Although the SPP continues its steady upward progress, putting on a further .78p to stand at 151.64p, unfortunately trading values on the other side of the English Channel have eased with the latest German producer price back by six euro cents to €1.77, but this is worth 159p dead weight in our money which is still 7.36p higher than our SPP is at present.
Weekly contribution prices have in the main remained at similar levels, with most between 143p and 150p but still not fully reflecting spot prices which have in the main been in or around 150p/kg.
The main problem seems to centre around slack demand at the retail end of the sector rather than too many pigs with the larger abattoirs saying if they had better demand they could easily have slaughtered more pigs. Lamb and beef farmers also seem to be suffering from the same reduction in consumption levels of most red meats.
The AHDB and the industry as a whole need to re-promote pig meat to try and stimulate better demand as we cannot rely on the ASF pig shortage in China and the Far East to come to our rescue, especially as reports have been received that the missing ASF pigs can to some extent be replaced by chickens at relatively short notice.
As a result of slightly slower demand for UK pig meat, especially in the RSPCA Assured sector, pig space remains tight on breeding and rearing units at a time when more numbers are also coming forward.
Cull sow values have also unfortunately taken a significant downward step with export quotes generally 5p down on the week before with the result that despite an improvement in the value of the euro which traded today worth 89.87 compared with 89.76p a week ago, most export prices for cull sows have been in and around 100p, which is still however much higher than they were three months ago.
As mentioned above, it has been difficult to find space for non-contract weaners but the latest AHDB 7kg average has moved up by 17p to £37.83 but there were insufficient numbers for a 30kg average to be announced. However, most are trading around £15 above the value of their 7kg counterparts.
Feed prices are however painting a slightly better picture with ex farm UK feed wheat averaging £140.70/t, down by £5 on the previous week and feed wheat futures for September are quoted at £145/t with barley at £131/t.
Protein values are holding at generally similar levels with Hipro soya traded at £305/t for August-October and £314/t for November-April ‘20.

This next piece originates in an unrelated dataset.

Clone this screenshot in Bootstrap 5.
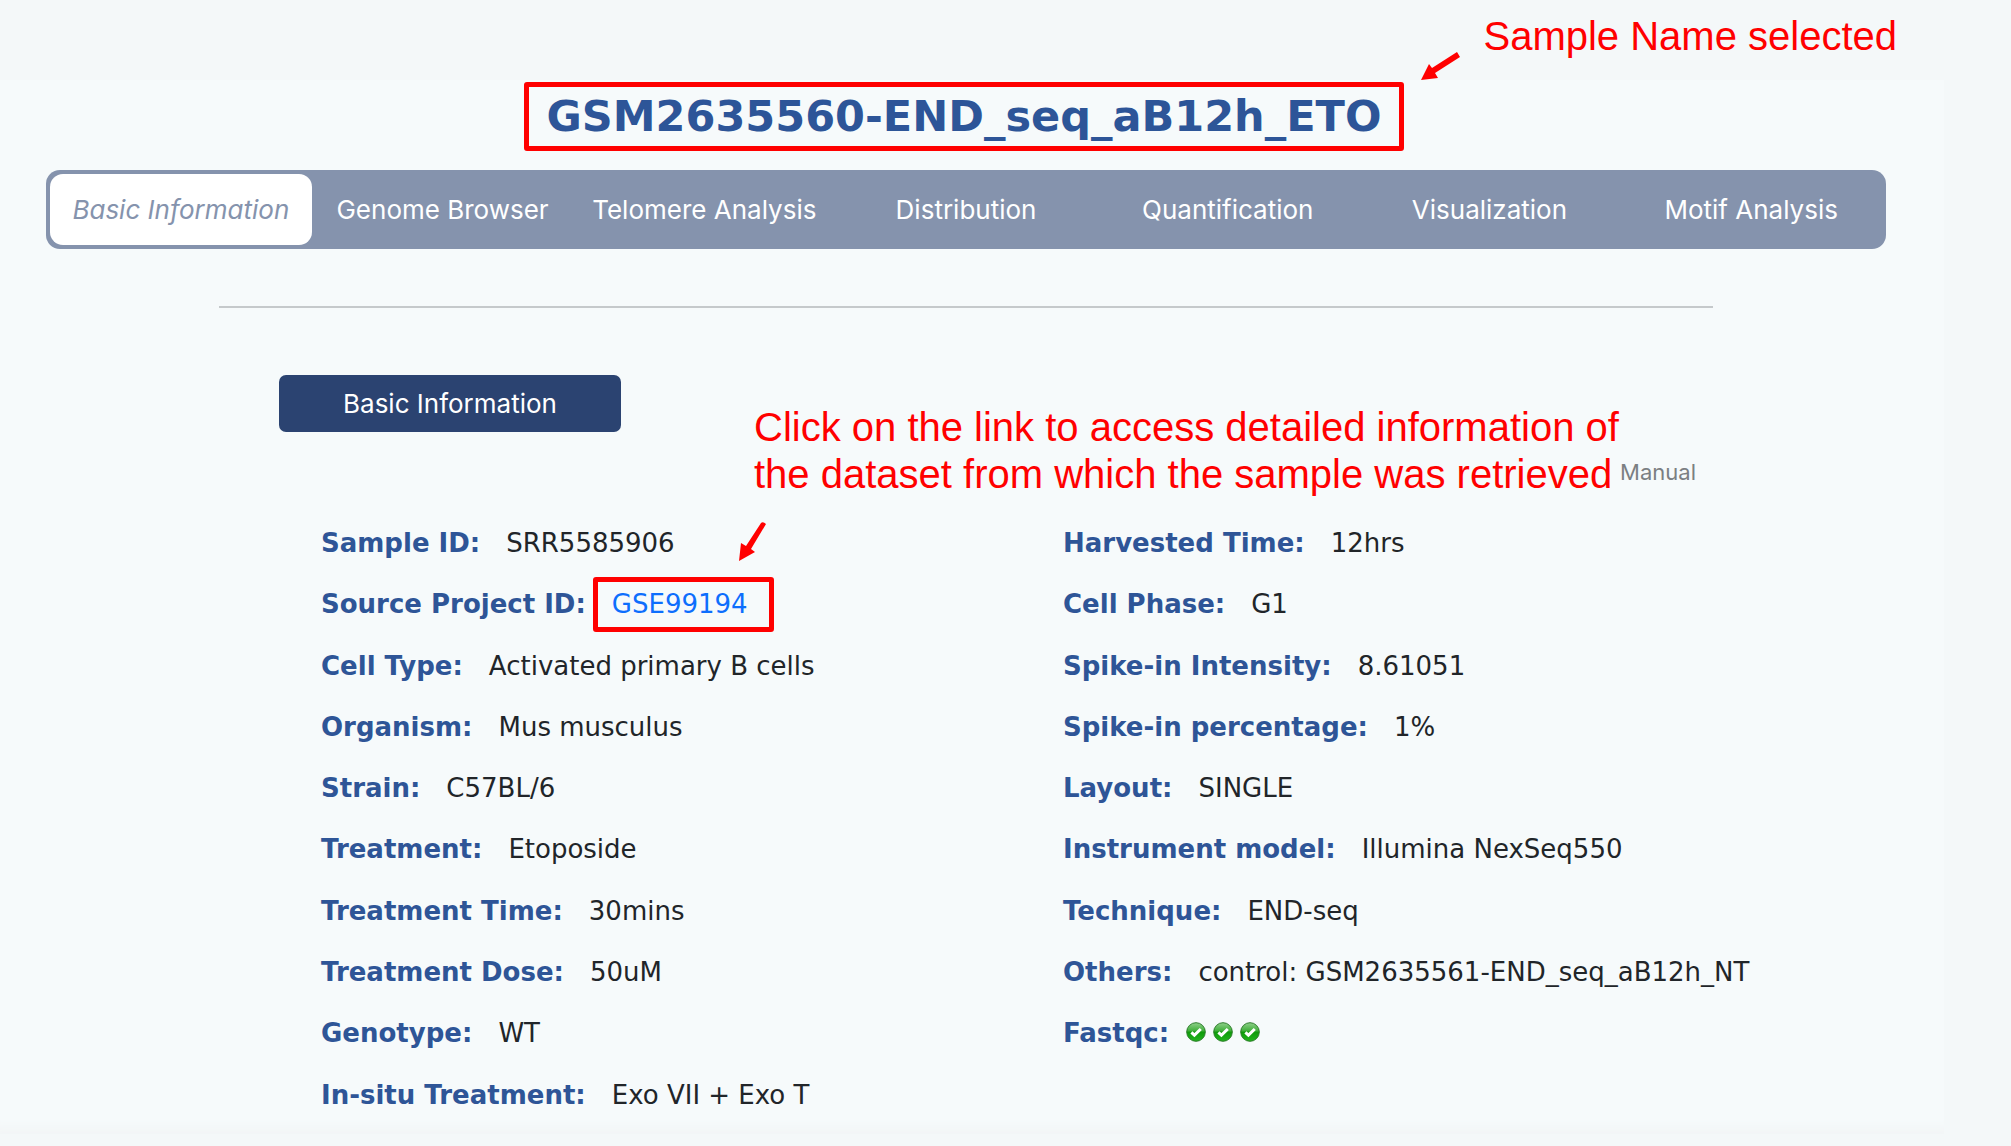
<!DOCTYPE html>
<html lang="en">
<head>
<meta charset="utf-8">
<meta name="viewport" content="width=device-width, initial-scale=1">
<title>GSM2635560-END_seq_aB12h_ETO</title>
<link href="https://cdn.jsdelivr.net/npm/bootstrap@5.3.0/dist/css/bootstrap.min.css" rel="stylesheet">
<style>
  body { background: #f4f8f9; color: #212529; font-family: Verdana, "DejaVu Sans", sans-serif; overflow-x: hidden; }
  .page-wrap { padding: 80px 67px 10px 0; }
  .panel { background: #f6fafb; padding: 2px 58px 8px 46px; box-shadow: inset 0 -14px 10px -8px #f2f5f6; }
  .sample-title { font-family: "DejaVu Sans", sans-serif; font-weight: 700; font-size: 43px; line-height: 59px; color: #2d5598; border: 5px solid #f00; border-radius: 3px; padding: 0 18px; margin: 0 4px 19px 0; white-space: nowrap; }
  .note-text { font-family: "Liberation Sans", Arial, sans-serif; font-weight: 400; font-size: 40px; line-height: 47px; color: #f00; white-space: nowrap; }
  .note-title { left: 100%; bottom: 100%; margin: 0 0 27px 84px; }
  .arrow-title { left: 100%; bottom: 100%; margin: 0 0 5px 21px; }
  .note-link { left: 535px; top: 29px; }
  .arrow-link { right: -20px; bottom: 100%; margin-bottom: 12px; }
  .sample-tabs { background: #8593ad; border-radius: 14px; padding: 4px; }
  .sample-tabs .nav-link { font-family: Inter, sans-serif; font-size: 26px; line-height: 39px; color: #fff; padding: 16px 0; border-radius: 13px; white-space: nowrap; }
  .sample-tabs .nav-link.active { background: #fff; color: #8593ad; font-style: italic; }
  .rule { height: 2px; background: #c5c9cb; opacity: 1; border: 0; margin: 57px 173px 67px; }
  .info-section { margin: 0 173px; }
  .section-btn { background: #2b4371; color: #fff; font-family: Inter, sans-serif; font-size: 26px; line-height: 39px; border: 0; border-radius: 7px; padding: 9px 0; width: 342px; margin-left: 60px; }
  .section-btn:hover { background: #2b4371; color: #fff; }
  .manual-link { font-family: Inter, sans-serif; font-size: 22px; line-height: 32px; color: #7b7f82; margin: 24px 17px 25px 0; }
  .details { font-family: "DejaVu Sans", sans-serif; font-size: 26px; line-height: 61px; margin: 0 81px 0 275px; white-space: nowrap; }
  .details dl { display: grid; grid-template-rows: repeat(10, 1fr); min-height: 613px; }
  .details dt { color: #2e5597; }
  .details dd { margin: 0 0 0 26px; }
  .project-link { color: #0d6efd; }
  .project-mark { left: -19px; right: -26px; top: 3px; height: 55px; border: 5px solid #f00; border-radius: 3px; pointer-events: none; }
  .details dd.checks { margin-left: 17px; padding-bottom: 4px; gap: 7px; }
</style>
</head>
<body>
<div class="page-wrap">
  <main class="panel">
    <div class="d-flex justify-content-center">
      <h1 class="sample-title position-relative">GSM2635560-END_seq_aB12h_ETO
        <span class="note-text note-title position-absolute">Sample Name selected</span>
        <svg class="arrow-title position-absolute" width="42" height="32" viewBox="0 0 42 32" fill="#f00" aria-hidden="true"><path d="M37 2 40 7 15 23 18 28 1 30 9 14 12 18z"/></svg>
      </h1>
    </div>
    <nav>
      <ul class="nav nav-justified flex-nowrap sample-tabs">
        <li class="nav-item"><a class="nav-link active" href="#basic" aria-current="page">Basic Information</a></li>
        <li class="nav-item"><a class="nav-link" href="#genome">Genome Browser</a></li>
        <li class="nav-item"><a class="nav-link" href="#telomere">Telomere Analysis</a></li>
        <li class="nav-item"><a class="nav-link" href="#distribution">Distribution</a></li>
        <li class="nav-item"><a class="nav-link" href="#quantification">Quantification</a></li>
        <li class="nav-item"><a class="nav-link" href="#visualization">Visualization</a></li>
        <li class="nav-item"><a class="nav-link" href="#motif">Motif Analysis</a></li>
      </ul>
    </nav>
    <hr class="rule">
    <section class="info-section position-relative" id="basic">
      <button type="button" class="btn section-btn d-block">Basic Information</button>
      <div class="d-flex justify-content-end">
        <a class="manual-link text-decoration-none" href="#manual">Manual</a>
      </div>
      <div class="note-text note-link position-absolute">Click on the link to access detailed information of<br>the dataset from which the sample was retrieved</div>
    </section>
    <div class="row g-0 details">
      <dl class="col-6 mb-0">
        <div class="d-flex"><dt>Sample ID:</dt><dd>SRR5585906</dd></div>
        <div class="d-flex"><dt>Source Project ID:</dt><dd class="position-relative"><a class="project-link text-decoration-none" href="#GSE99194">GSE99194</a><span class="project-mark position-absolute"></span>
          <svg class="arrow-link position-absolute" width="30" height="42" viewBox="0 0 30 42" fill="#f00" aria-hidden="true"><path d="M23 3Q25 1 28 4L13 29 17 32 1 41 3 23 8 26z"/></svg></dd></div>
        <div class="d-flex"><dt>Cell Type:</dt><dd>Activated primary B cells</dd></div>
        <div class="d-flex"><dt>Organism:</dt><dd>Mus musculus</dd></div>
        <div class="d-flex"><dt>Strain:</dt><dd>C57BL/6</dd></div>
        <div class="d-flex"><dt>Treatment:</dt><dd>Etoposide</dd></div>
        <div class="d-flex"><dt>Treatment Time:</dt><dd>30mins</dd></div>
        <div class="d-flex"><dt>Treatment Dose:</dt><dd>50uM</dd></div>
        <div class="d-flex"><dt>Genotype:</dt><dd>WT</dd></div>
        <div class="d-flex"><dt>In-situ Treatment:</dt><dd>Exo VII + Exo T</dd></div>
      </dl>
      <dl class="col-6 mb-0">
        <div class="d-flex"><dt>Harvested Time:</dt><dd>12hrs</dd></div>
        <div class="d-flex"><dt>Cell Phase:</dt><dd>G1</dd></div>
        <div class="d-flex"><dt>Spike-in Intensity:</dt><dd>8.61051</dd></div>
        <div class="d-flex"><dt>Spike-in percentage:</dt><dd>1%</dd></div>
        <div class="d-flex"><dt>Layout:</dt><dd>SINGLE</dd></div>
        <div class="d-flex"><dt>Instrument model:</dt><dd>Illumina NexSeq550</dd></div>
        <div class="d-flex"><dt>Technique:</dt><dd>END-seq</dd></div>
        <div class="d-flex"><dt>Others:</dt><dd>control: GSM2635561-END_seq_aB12h_NT</dd></div>
        <div class="d-flex"><dt>Fastqc:</dt><dd class="checks d-flex align-items-center">
          <svg width="20" height="20" viewBox="0 0 20 20" aria-hidden="true"><defs><linearGradient id="gloss" x1="0" y1="0" x2="0" y2="1"><stop offset="0" stop-color="#8fd08b"/><stop offset=".45" stop-color="#3eae38"/><stop offset=".5" stop-color="#0f9a0b"/><stop offset="1" stop-color="#22b51c"/></linearGradient><symbol id="tick" viewBox="0 0 20 20"><circle cx="10" cy="10" r="9.3" fill="url(#gloss)" stroke="#2c7d2a" stroke-width="1"/><path d="M5.4 10.4 8.4 13.2 14.8 7" fill="none" stroke="#fff" stroke-width="3"/></symbol></defs><use href="#tick"/></svg>
          <svg width="20" height="20" aria-hidden="true"><use href="#tick"/></svg>
          <svg width="20" height="20" aria-hidden="true"><use href="#tick"/></svg>
        </dd></div>
      </dl>
    </div>
  </main>
</div>
<script src="https://cdn.jsdelivr.net/npm/bootstrap@5.3.0/dist/js/bootstrap.bundle.min.js"></script>
</body>
</html>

And finally, more concerns on the disease front with recent reports that meat products imported from Asia to Northern Ireland have traces of African Swine Fever, which is wreaking havoc throughout much of the Far East and although veterinary sources are saying that this discovery does not pose a significant threat to our animal health status, it does underline the need for personal imports of meat as well as commercial shipments to be subject to rigorous testing because if ASF or any other notifiable diseases hit these shores it would be a case of the last one leaving turning out the lights!